Front-end source files
— START —

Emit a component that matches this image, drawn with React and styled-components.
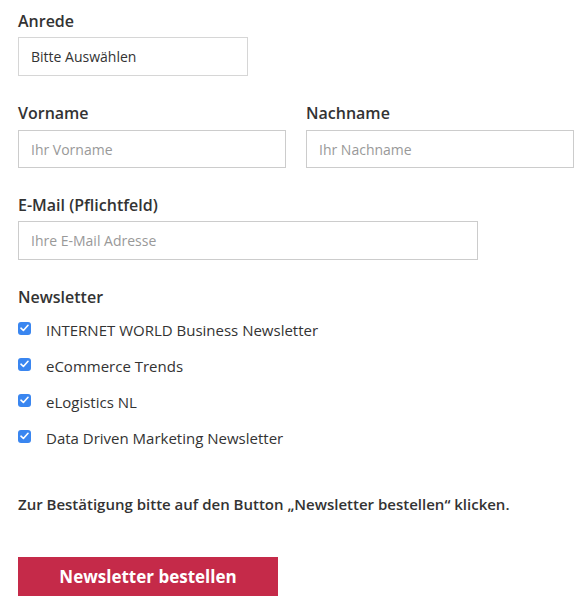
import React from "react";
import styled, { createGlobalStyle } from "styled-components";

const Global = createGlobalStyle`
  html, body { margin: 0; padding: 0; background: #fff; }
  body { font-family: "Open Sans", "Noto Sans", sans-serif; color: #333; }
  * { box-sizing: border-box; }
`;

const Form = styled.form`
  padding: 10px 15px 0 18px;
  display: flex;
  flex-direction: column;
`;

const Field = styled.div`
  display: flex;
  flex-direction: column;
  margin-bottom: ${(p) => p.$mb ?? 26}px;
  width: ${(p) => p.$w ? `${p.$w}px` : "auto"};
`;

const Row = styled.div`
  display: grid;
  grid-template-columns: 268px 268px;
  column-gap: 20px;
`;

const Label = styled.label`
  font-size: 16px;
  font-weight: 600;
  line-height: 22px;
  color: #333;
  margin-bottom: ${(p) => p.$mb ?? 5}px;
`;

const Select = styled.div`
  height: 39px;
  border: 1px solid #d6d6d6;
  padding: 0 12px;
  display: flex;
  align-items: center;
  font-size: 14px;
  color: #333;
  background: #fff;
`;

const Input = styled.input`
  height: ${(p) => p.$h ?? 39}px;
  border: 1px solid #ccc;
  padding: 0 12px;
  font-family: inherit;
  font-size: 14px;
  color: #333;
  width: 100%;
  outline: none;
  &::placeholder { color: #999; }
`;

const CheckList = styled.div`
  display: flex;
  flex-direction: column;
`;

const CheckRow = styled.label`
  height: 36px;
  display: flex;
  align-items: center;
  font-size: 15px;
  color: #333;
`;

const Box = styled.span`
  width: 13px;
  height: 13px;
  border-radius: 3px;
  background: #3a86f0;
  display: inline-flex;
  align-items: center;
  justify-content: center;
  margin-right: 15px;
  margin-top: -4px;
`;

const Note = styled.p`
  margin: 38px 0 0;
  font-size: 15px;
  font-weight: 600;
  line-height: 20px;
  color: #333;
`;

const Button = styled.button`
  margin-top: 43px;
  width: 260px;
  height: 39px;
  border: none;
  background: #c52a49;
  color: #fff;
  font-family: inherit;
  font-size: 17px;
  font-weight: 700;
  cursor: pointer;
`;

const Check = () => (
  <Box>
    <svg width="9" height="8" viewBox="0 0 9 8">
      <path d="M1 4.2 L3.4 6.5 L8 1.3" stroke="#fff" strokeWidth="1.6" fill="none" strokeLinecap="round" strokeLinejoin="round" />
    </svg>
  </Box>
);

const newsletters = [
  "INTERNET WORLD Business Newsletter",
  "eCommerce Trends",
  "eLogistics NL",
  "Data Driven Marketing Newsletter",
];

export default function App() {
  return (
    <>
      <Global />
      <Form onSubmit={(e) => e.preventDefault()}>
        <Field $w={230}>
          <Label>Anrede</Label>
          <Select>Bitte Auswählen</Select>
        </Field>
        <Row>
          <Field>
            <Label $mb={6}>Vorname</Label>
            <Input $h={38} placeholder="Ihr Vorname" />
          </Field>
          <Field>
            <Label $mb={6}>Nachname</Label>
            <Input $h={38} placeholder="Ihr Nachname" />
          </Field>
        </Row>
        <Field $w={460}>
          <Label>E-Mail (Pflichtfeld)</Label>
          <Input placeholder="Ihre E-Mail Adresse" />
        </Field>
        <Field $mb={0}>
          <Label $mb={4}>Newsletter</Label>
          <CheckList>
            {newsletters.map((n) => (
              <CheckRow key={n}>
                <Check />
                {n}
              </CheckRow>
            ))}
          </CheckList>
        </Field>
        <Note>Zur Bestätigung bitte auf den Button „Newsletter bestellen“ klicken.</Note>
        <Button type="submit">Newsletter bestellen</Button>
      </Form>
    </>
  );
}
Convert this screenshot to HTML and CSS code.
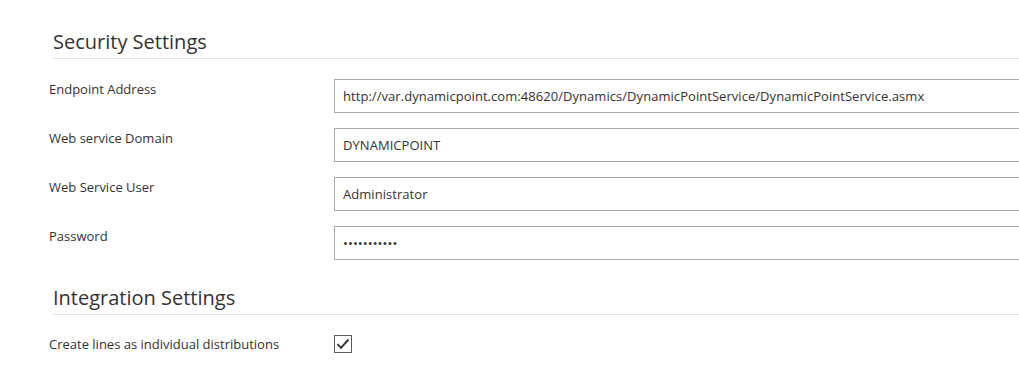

— END —

_Task directions_. Copy every line of the listing containing the string "React".

_Full response_.
Emit a component that matches this image, drawn with React and styled-components.
import React from "react";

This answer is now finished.